Reply To: Massachusetts Compounding Pharmacy/Meningitis debacle

#19486

This touches on one of my favorite Robert Higgs lectures – the last few minutes, especially, because it is obvious the man cares deeply about others (it is often – falsely – claimed that “libertarians only care about themselves, not the less fortunate. What about the suffering of others” – now, that pernicious lie can be disproven in many ways; but it can be illustrated with Higgs, here). But the whole lecture is good, not just on how quality assurance would be provided in a free market but how it is – or, rather, is not – under the current regulatory regime.

Also, who should be held criminally liable when people are hurt, whether in FDA-cartel-like industry or in a free market, for innately dangerous drugs (side effects) or in contaminated drugs such as this case? Should it be the manufacturer? The administering doctor, nurse, etc? The dispensing pharmacist? If the patient administers to himself, then no one?

One option left off of here is the FDA. I’d like to hold them criminally liable for the harm they do. But I suppose that’s not possible under the present regime.

But, strictly speaking, everyone in that chain could potentially be held liable if they did not do their due diligence. That would be a matter for investigation and discovery in each case. I think “caviate emptor” would go too far; – but yes the patient should also do their due diligence.

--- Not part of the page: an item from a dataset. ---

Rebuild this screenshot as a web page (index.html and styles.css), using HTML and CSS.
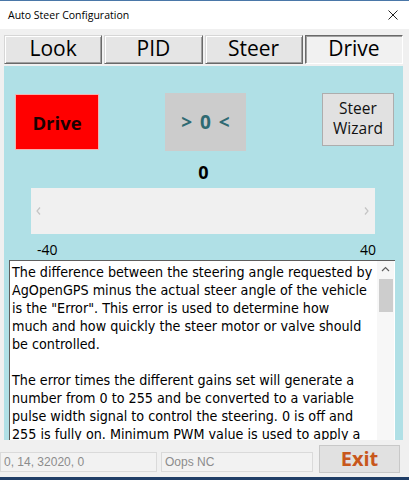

The problem with this individual case and the “capitalism fails” theory is that we don’t have a real market, so it’s (once again) dealing in counterfactuals. But the Higgs lecture is, again, very good on this because it discusses how these individual, obvious cases are pointed to by people who use them to demand tighter regulatory controls, but the deaths caused by tight regulatory control are “unseen.” (Higgs makes the distinction between “Type 1” and “Type 2”) deaths. He points out – several times, IIRC – that even “mainstream” (non-Libertarian, non-Austrian-economist) researchers who specialize in the field have concluded that FDA-style regulations kill far more people every year than they save (and this in studies with all kinds of controls, and often with grant-funding that would incentivize them to reach the opposite conclusion if that was at all even remotely plausible, I might add). However, as with all the “ratchet” effects that Higgs has specialized in, these episodic events are used as anecdotes to form the basis of increasing government.